◆ What you should do:
Skip the pictures and repeat each line of the data exactly.

◆ Dataset excerpt:
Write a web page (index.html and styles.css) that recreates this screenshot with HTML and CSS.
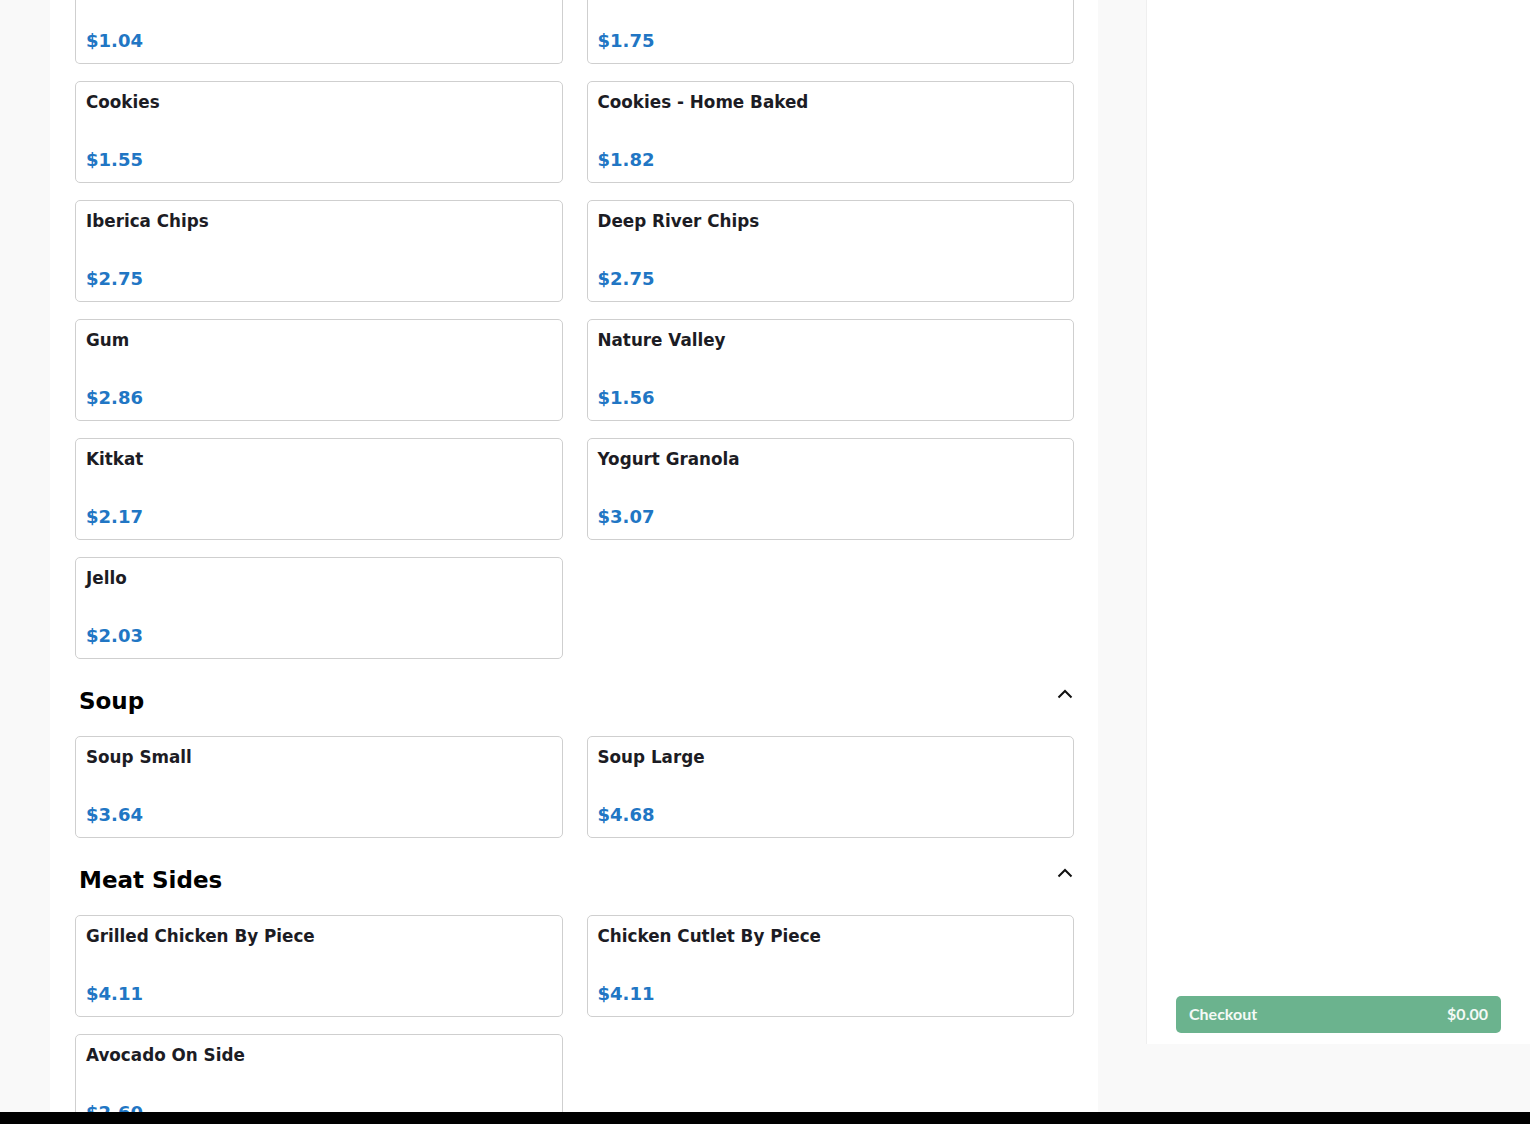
FILE: index.html
```html
<!DOCTYPE html>
<html>
<head>
<meta charset="utf-8">
<link rel="stylesheet" href="styles.css">
</head>
<body>
<div class="page">
  <main class="menu">
    <div class="grid">
      <div class="card clipped"><div class="price">$1.04</div></div>
      <div class="card clipped"><div class="price">$1.75</div></div>
      <div class="card"><div class="name">Cookies</div><div class="price">$1.55</div></div>
      <div class="card"><div class="name">Cookies - Home Baked</div><div class="price">$1.82</div></div>
      <div class="card"><div class="name">Iberica Chips</div><div class="price">$2.75</div></div>
      <div class="card"><div class="name">Deep River Chips</div><div class="price">$2.75</div></div>
      <div class="card"><div class="name">Gum</div><div class="price">$2.86</div></div>
      <div class="card"><div class="name">Nature Valley</div><div class="price">$1.56</div></div>
      <div class="card"><div class="name">Kitkat</div><div class="price">$2.17</div></div>
      <div class="card"><div class="name">Yogurt Granola</div><div class="price">$3.07</div></div>
      <div class="card"><div class="name">Jello</div><div class="price">$2.03</div></div>
    </div>

    <div class="section-head">
      <h2>Soup</h2>
      <svg class="chev" width="16" height="10" viewBox="0 0 16 10"><path d="M1.5 8.5 L8 2 L14.5 8.5" fill="none" stroke="#111" stroke-width="2"/></svg>
    </div>
    <div class="grid">
      <div class="card"><div class="name">Soup Small</div><div class="price">$3.64</div></div>
      <div class="card"><div class="name">Soup Large</div><div class="price">$4.68</div></div>
    </div>

    <div class="section-head">
      <h2>Meat Sides</h2>
      <svg class="chev" width="16" height="10" viewBox="0 0 16 10"><path d="M1.5 8.5 L8 2 L14.5 8.5" fill="none" stroke="#111" stroke-width="2"/></svg>
    </div>
    <div class="grid">
      <div class="card"><div class="name">Grilled Chicken By Piece</div><div class="price">$4.11</div></div>
      <div class="card"><div class="name">Chicken Cutlet By Piece</div><div class="price">$4.11</div></div>
      <div class="card"><div class="name">Avocado On Side</div><div class="price">$2.60</div></div>
    </div>
  </main>

  <aside class="cart">
    <button class="checkout"><span>Checkout</span><span>$0.00</span></button>
  </aside>
</div>
<div class="bottom-bar"></div>
</body>
</html>
```

FILE: styles.css
```css
html, body {
  margin: 0;
  padding: 0;
  height: 1124px;
  overflow: hidden;
  background: #f9f9f9;
}

.page {
  display: flex;
  align-items: flex-start;
}

.menu {
  margin-left: 50px;
  width: 999px;
  padding: 0 24px 40px 25px;
  background: #fff;
  font-family: "DejaVu Sans", sans-serif;
}

.grid {
  display: grid;
  grid-template-columns: 1fr 1fr;
  column-gap: 24px;
  row-gap: 17px;
}

.card {
  box-sizing: border-box;
  height: 102px;
  border: 1px solid #cfcfcf;
  border-radius: 5px;
  padding: 10px 10px 12px;
  display: flex;
  flex-direction: column;
  justify-content: space-between;
}

.card.clipped {
  height: 64px;
  border-top: none;
  border-top-left-radius: 0;
  border-top-right-radius: 0;
  justify-content: flex-end;
}

.name {
  font-size: 16.8px;
  line-height: 20px;
  font-weight: bold;
  color: #1c1c24;
}

.price {
  font-size: 18px;
  font-weight: bold;
  color: #2176c4;
}

.section-head {
  display: flex;
  justify-content: space-between;
  align-items: center;
  padding: 29px 0 21px 4px;
}

.section-head h2 {
  margin: 0;
  font-size: 23px;
  font-weight: bold;
  color: #000;
  line-height: 27px;
}

.chev {
  margin-right: 1px;
  margin-bottom: 16px;
}

.cart {
  box-sizing: border-box;
  margin-left: 48px;
  width: 384px;
  height: 1044px;
  background: #fff;
  border-left: 1px solid #efefef;
  display: flex;
  flex-direction: column;
  justify-content: flex-end;
  padding: 0 29px 11px 29px;
}

.checkout {
  height: 37px;
  border: none;
  border-radius: 5px;
  background: #6bb38e;
  color: #f4faf6;
  font-family: "Lato", "Open Sans", sans-serif;
  font-weight: bold;
  font-size: 16px;
  display: flex;
  justify-content: space-between;
  align-items: center;
  padding: 0 13px 2px;
}

.bottom-bar {
  position: fixed;
  left: 0;
  right: 0;
  bottom: 0;
  height: 12px;
  background: #000;
}
```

◆ Task response:
Write a web page (index.html and styles.css) that recreates this screenshot with HTML and CSS.
FILE: index.html
```html
<!DOCTYPE html>
<html>
<head>
<meta charset="utf-8">
<link rel="stylesheet" href="styles.css">
</head>
<body>
<div class="page">
  <main class="menu">
    <div class="grid">
      <div class="card clipped"><div class="price">$1.04</div></div>
      <div class="card clipped"><div class="price">$1.75</div></div>
      <div class="card"><div class="name">Cookies</div><div class="price">$1.55</div></div>
      <div class="card"><div class="name">Cookies - Home Baked</div><div class="price">$1.82</div></div>
      <div class="card"><div class="name">Iberica Chips</div><div class="price">$2.75</div></div>
      <div class="card"><div class="name">Deep River Chips</div><div class="price">$2.75</div></div>
      <div class="card"><div class="name">Gum</div><div class="price">$2.86</div></div>
      <div class="card"><div class="name">Nature Valley</div><div class="price">$1.56</div></div>
      <div class="card"><div class="name">Kitkat</div><div class="price">$2.17</div></div>
      <div class="card"><div class="name">Yogurt Granola</div><div class="price">$3.07</div></div>
      <div class="card"><div class="name">Jello</div><div class="price">$2.03</div></div>
    </div>

    <div class="section-head">
      <h2>Soup</h2>
      <svg class="chev" width="16" height="10" viewBox="0 0 16 10"><path d="M1.5 8.5 L8 2 L14.5 8.5" fill="none" stroke="#111" stroke-width="2"/></svg>
    </div>
    <div class="grid">
      <div class="card"><div class="name">Soup Small</div><div class="price">$3.64</div></div>
      <div class="card"><div class="name">Soup Large</div><div class="price">$4.68</div></div>
    </div>

    <div class="section-head">
      <h2>Meat Sides</h2>
      <svg class="chev" width="16" height="10" viewBox="0 0 16 10"><path d="M1.5 8.5 L8 2 L14.5 8.5" fill="none" stroke="#111" stroke-width="2"/></svg>
    </div>
    <div class="grid">
      <div class="card"><div class="name">Grilled Chicken By Piece</div><div class="price">$4.11</div></div>
      <div class="card"><div class="name">Chicken Cutlet By Piece</div><div class="price">$4.11</div></div>
      <div class="card"><div class="name">Avocado On Side</div><div class="price">$2.60</div></div>
    </div>
  </main>

  <aside class="cart">
    <button class="checkout"><span>Checkout</span><span>$0.00</span></button>
  </aside>
</div>
<div class="bottom-bar"></div>
</body>
</html>
```

FILE: styles.css
```css
html, body {
  margin: 0;
  padding: 0;
  height: 1124px;
  overflow: hidden;
  background: #f9f9f9;
}

.page {
  display: flex;
  align-items: flex-start;
}

.menu {
  margin-left: 50px;
  width: 999px;
  padding: 0 24px 40px 25px;
  background: #fff;
  font-family: "DejaVu Sans", sans-serif;
}

.grid {
  display: grid;
  grid-template-columns: 1fr 1fr;
  column-gap: 24px;
  row-gap: 17px;
}

.card {
  box-sizing: border-box;
  height: 102px;
  border: 1px solid #cfcfcf;
  border-radius: 5px;
  padding: 10px 10px 12px;
  display: flex;
  flex-direction: column;
  justify-content: space-between;
}

.card.clipped {
  height: 64px;
  border-top: none;
  border-top-left-radius: 0;
  border-top-right-radius: 0;
  justify-content: flex-end;
}

.name {
  font-size: 16.8px;
  line-height: 20px;
  font-weight: bold;
  color: #1c1c24;
}

.price {
  font-size: 18px;
  font-weight: bold;
  color: #2176c4;
}

.section-head {
  display: flex;
  justify-content: space-between;
  align-items: center;
  padding: 29px 0 21px 4px;
}

.section-head h2 {
  margin: 0;
  font-size: 23px;
  font-weight: bold;
  color: #000;
  line-height: 27px;
}

.chev {
  margin-right: 1px;
  margin-bottom: 16px;
}

.cart {
  box-sizing: border-box;
  margin-left: 48px;
  width: 384px;
  height: 1044px;
  background: #fff;
  border-left: 1px solid #efefef;
  display: flex;
  flex-direction: column;
  justify-content: flex-end;
  padding: 0 29px 11px 29px;
}

.checkout {
  height: 37px;
  border: none;
  border-radius: 5px;
  background: #6bb38e;
  color: #f4faf6;
  font-family: "Lato", "Open Sans", sans-serif;
  font-weight: bold;
  font-size: 16px;
  display: flex;
  justify-content: space-between;
  align-items: center;
  padding: 0 13px 2px;
}

.bottom-bar {
  position: fixed;
  left: 0;
  right: 0;
  bottom: 0;
  height: 12px;
  background: #000;
}
```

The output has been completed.